The ruling comes directly from a well-known hadith recorded in both Sahih al-Bukhari and Sahih Muslim. The Prophet Muhammad said: “If somebody eats or drinks forgetfully then he should complete his fast, for what he has eaten or drunk, has been given to him by Allah.” The phrasing is notable because it frames the accident not as a failure but as a provision from God. Additional narrations specifically reference Ramadan, stating that “whoever breaks his fast in the month of Ramadan out of forgetfulness is not required to make up the day and no expiation is needed.”

Three of the four major Sunni schools of jurisprudence, those of Abu Hanifah, al-Shafi’i, and Ahmad ibn Hanbal, agree that a fasting person who eats or drinks out of genuine forgetfulness keeps their fast intact regardless of how much they consumed. The amount doesn’t matter. Whether you took a single sip or drank half a glass before catching yourself, the ruling is the same.

The Maliki Position Differs

The one exception among the major schools is the Maliki position. Imam Malik held that accidentally eating or drinking does break the fast, and the person would need to make up that day after Ramadan. However, no expiation (kaffarah) is required since it was unintentional. It’s worth noting that even within the Maliki tradition, the prominent scholar Imam al-Qurtubi preferred the majority opinion that accidental eating does not break the fast. If you follow the Maliki school, this is a question worth raising with a scholar you trust, since internal disagreement exists.

What to Do the Moment You Remember

The practical guidance is straightforward. The instant you realize you’re fasting, stop drinking. If water is still in your mouth, spit it out. Then carry on with your day as if nothing happened, because from a religious standpoint, nothing did.

The key distinction scholars draw is between forgetfulness and carelessness. If water accidentally enters your throat while rinsing your mouth during ablution (wudu) or while bathing, your fast remains valid because it was unintentional. But if you could have prevented something from reaching your throat and simply didn’t bother, the fast may be invalidated because that crosses from genuine accident into negligence. The test is whether you truly forgot or whether you were just not being careful.

Accidental Swallowing During Wudu

A common situation during Ramadan involves swallowing small amounts of water while performing ablution, particularly during the mouth-rinsing step. Most scholars recommend being more cautious with rinsing during fasting hours. You don’t need to avoid rinsing your mouth entirely, but you should avoid gargling deeply or swishing water aggressively toward the back of your throat.
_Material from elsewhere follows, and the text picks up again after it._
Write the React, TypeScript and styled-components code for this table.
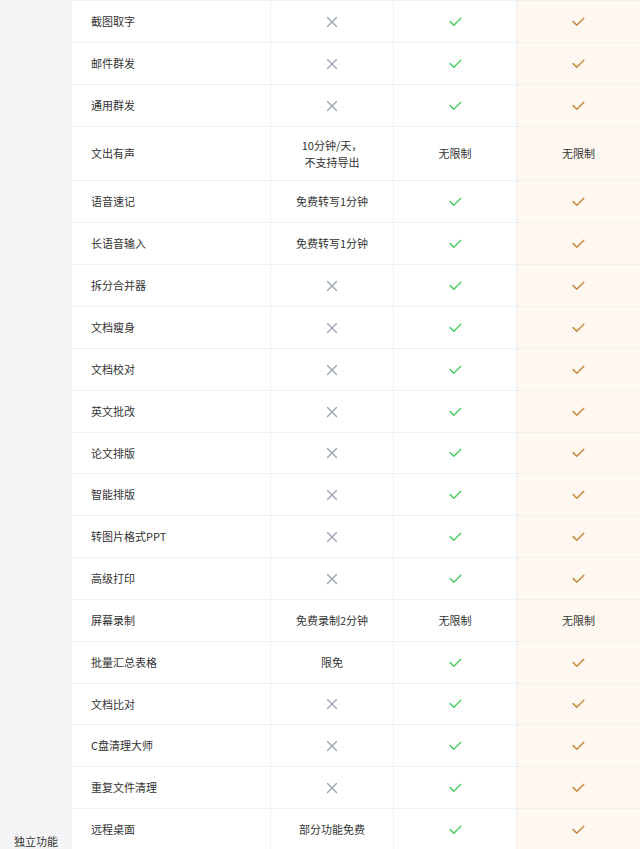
import React from "react";
import styled, { createGlobalStyle } from "styled-components";

const Global = createGlobalStyle`
  html, body { margin: 0; padding: 0; background: #fff; }
  body {
    font-family: "Noto Sans CJK SC", "Noto Sans", sans-serif;
    color: #333;
    overflow: hidden;
    height: 849px;
  }
`;

const Page = styled.div`
  display: flex;
  width: 640px;
  height: 849px;
  overflow: hidden;
`;

const CategoryColumn = styled.div`
  width: 72px;
  flex: none;
  background: #f5f5f7;
  display: flex;
  flex-direction: column;
  justify-content: flex-end;
  align-items: center;
`;

const CategoryLabel = styled.div`
  font-size: 11px;
  line-height: 13px;
  color: #333;
  padding-bottom: 1px;
`;

const Table = styled.div`
  flex: 1;
  display: flex;
  flex-direction: column;
  border-top: 1px solid #eef0f3;
`;

const Row = styled.div<{ $h: number }>`
  display: grid;
  grid-template-columns: 199px 123px 123px 1fr;
  height: ${(p) => p.$h}px;
  flex: none;
  border-bottom: 1px solid #eef0f3;
  box-sizing: border-box;
`;

const Cell = styled.div<{ $premium?: boolean; $left?: boolean }>`
  display: flex;
  align-items: center;
  justify-content: ${(p) => (p.$left ? "flex-start" : "center")};
  padding-left: ${(p) => (p.$left ? "19px" : "0")};
  text-align: center;
  font-size: 11px;
  line-height: 17px;
  color: #333;
  background: ${(p) => (p.$premium ? "#fff8f1" : "#fff")};
  border-right: ${(p) => (p.$premium ? "none" : "1px solid #eef0f3")};
  box-sizing: border-box;
`;

const Cross = () => (
  <svg width="12" height="12" viewBox="0 0 12 12">
    <path d="M1.5 1.5 L10.5 10.5 M10.5 1.5 L1.5 10.5" stroke="#9da2b0" strokeWidth="1.4" fill="none" strokeLinecap="round" />
  </svg>
);

const Check = ({ color }: { color: string }) => (
  <svg width="13" height="10" viewBox="0 0 13 10">
    <path d="M1.2 4.6 L4.8 8.2 L11.8 1.2" stroke={color} strokeWidth="1.5" fill="none" strokeLinecap="round" strokeLinejoin="round" />
  </svg>
);

type V = "x" | "v" | string;

const rows: { name: string; free: V; mid: V; top: V; h: number }[] = [
  { name: "截图取字", free: "x", mid: "v", top: "v", h: 42 },
  { name: "邮件群发", free: "x", mid: "v", top: "v", h: 42 },
  { name: "通用群发", free: "x", mid: "v", top: "v", h: 42 },
  { name: "文出有声", free: "10分钟/天，\n不支持导出", mid: "无限制", top: "无限制", h: 54 },
  { name: "语音速记", free: "免费转写1分钟", mid: "v", top: "v", h: 42 },
  { name: "长语音输入", free: "免费转写1分钟", mid: "v", top: "v", h: 42 },
  { name: "拆分合并器", free: "x", mid: "v", top: "v", h: 42 },
  { name: "文档瘦身", free: "x", mid: "v", top: "v", h: 42 },
  { name: "文档校对", free: "x", mid: "v", top: "v", h: 42 },
  { name: "英文批改", free: "x", mid: "v", top: "v", h: 42 },
  { name: "论文排版", free: "x", mid: "v", top: "v", h: 41 },
  { name: "智能排版", free: "x", mid: "v", top: "v", h: 42 },
  { name: "转图片格式PPT", free: "x", mid: "v", top: "v", h: 42 },
  { name: "高级打印", free: "x", mid: "v", top: "v", h: 42 },
  { name: "屏幕录制", free: "免费录制2分钟", mid: "无限制", top: "无限制", h: 42 },
  { name: "批量汇总表格", free: "限免", mid: "v", top: "v", h: 42 },
  { name: "文档比对", free: "x", mid: "v", top: "v", h: 41 },
  { name: "C盘清理大师", free: "x", mid: "v", top: "v", h: 42 },
  { name: "重复文件清理", free: "x", mid: "v", top: "v", h: 42 },
  { name: "远程桌面", free: "部分功能免费", mid: "v", top: "v", h: 42 },
];

const Content = ({ v, premium }: { v: V; premium?: boolean }) => {
  if (v === "x") return <Cross />;
  if (v === "v") return <Check color={premium ? "#c7873e" : "#4fd066"} />;
  return (
    <span>
      {v.split("\n").map((l, i) => (
        <React.Fragment key={i}>
          {i > 0 && <br />}
          {l}
        </React.Fragment>
      ))}
    </span>
  );
};

export default function App() {
  return (
    <>
      <Global />
      <Page>
        <CategoryColumn>
          <CategoryLabel>独立功能</CategoryLabel>
        </CategoryColumn>
        <Table>
          {rows.map((r) => (
            <Row key={r.name} $h={r.h}>
              <Cell $left>{r.name}</Cell>
              <Cell>
                <Content v={r.free} />
              </Cell>
              <Cell>
                <Content v={r.mid} />
              </Cell>
              <Cell $premium>
                <Content v={r.top} premium />
              </Cell>
            </Row>
          ))}
        </Table>
      </Page>
    </>
  );
}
If a small amount slips down despite reasonable care, the majority view treats this the same as any other accidental ingestion: the fast holds.

Elderly Fasting and Repeated Forgetfulness

For older adults or people with cognitive decline, forgetting the fast can happen more than once in a single day. Islamic scholars generally maintain that Ramadan fasting is not mandatory for elderly individuals in poor health. The religion provides an alternative called fidyah, a charitable payment (typically feeding one person in need for each missed day) that replaces the obligation to fast when someone’s condition makes fasting unsafe or impractical. If an elderly family member keeps forgetting they are fasting and eating or drinking repeatedly, this may be a sign that fasting is placing too great a burden on them, and the exemption exists precisely for situations like this.

Does a Sip of Water Affect Your Body?

From a purely physical standpoint, a small accidental sip of water has essentially no measurable effect on your fasting state. During a full day of fasting, your body shifts into a metabolic mode where insulin drops significantly and your system begins producing ketone bodies for energy. These changes happen gradually over hours. A few milliliters of plain water contain zero calories and do not trigger an insulin response, so the metabolic processes already underway in your body continue uninterrupted. Your physical fast, not just your religious one, remains functionally intact.